When I read it my first thought was how much of a threat can humans be to God? Then I realized the impact of the passage is:

" and now nothing will be restrained from them, which "THEY" imagine to do."

Nimrod means "Let Us Revolt", it comes from the Hebrew word "marad", meaning "rebel".

There really isn't much more information than that in scripture about Nimrod and so other sources have to be untilized.

Josephus says:

"Now it was Nimrod who excited them to such an affront and contempt of God. He was the grandson of Ham, the Son of Noah-a bold man, and of great strength of hand. He persuaded them not to ascribe to God, as if it through his means they were, but to believe that it was their own courage which procured that happiness. He also gradually changed the government into tyranny-seeing no other way of turning men from the fear of God, but bring them into a constant dependence upon his own power.

He also would be revenged on God, if he should have a mind to drown the world again; for he would build a tower too high for the waters to be able to reach! and that he would avenge himself on God for destroying their forefathers!" (Ant. I: iv: 2)


That clears a lot up for me because I had always thought how dumb could they have been to think they could really reach God! It looks like the purpose of the tower was to escape flood waters.




By oldhermit

Nimrod Journeyed east, 1-9

1. Settled in the plains of Shinar in the territory of Japheth.
2. He built the city of Babel in what would later become the Babylonian Empire.
3. The stated purpose for building this city was to prevent them from being scattered. This violated the mandate of the Lord in 9:7 to “be you fruitful, and multiply; bring forth abundantly in the earth, and multiply therein...” They did not want to be scattered.

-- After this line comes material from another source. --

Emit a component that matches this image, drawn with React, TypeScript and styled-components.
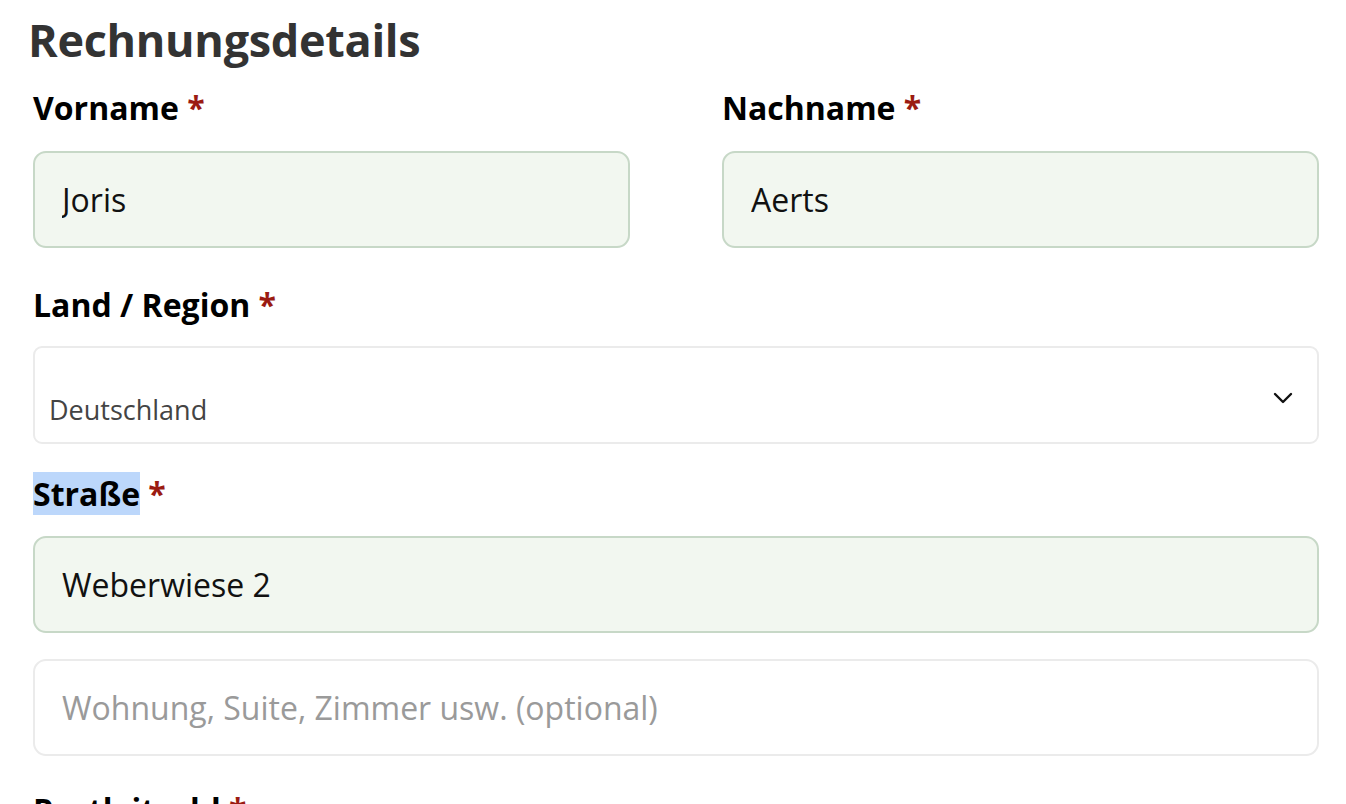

The earth was one language. Literally, one dialect.

1. Language is the cohesive agent of any society.
2. In Nimrod's time, one language offered a global point of reference.
3. A common language provides a strong sense of continuity and organization.
4. Language provides a conduit for the flow of ideas.
5. A common language provides limitless possibilities for human achievement that does not serve the will of God.
6. For knowledge to be controlled, language must be controlled. Without language as a common frame of reference there can be no flow of ideas.
7. When there is no avenue of communication the social continuity immediately breaks down. Consequently, the people scatter and the city went unfinished.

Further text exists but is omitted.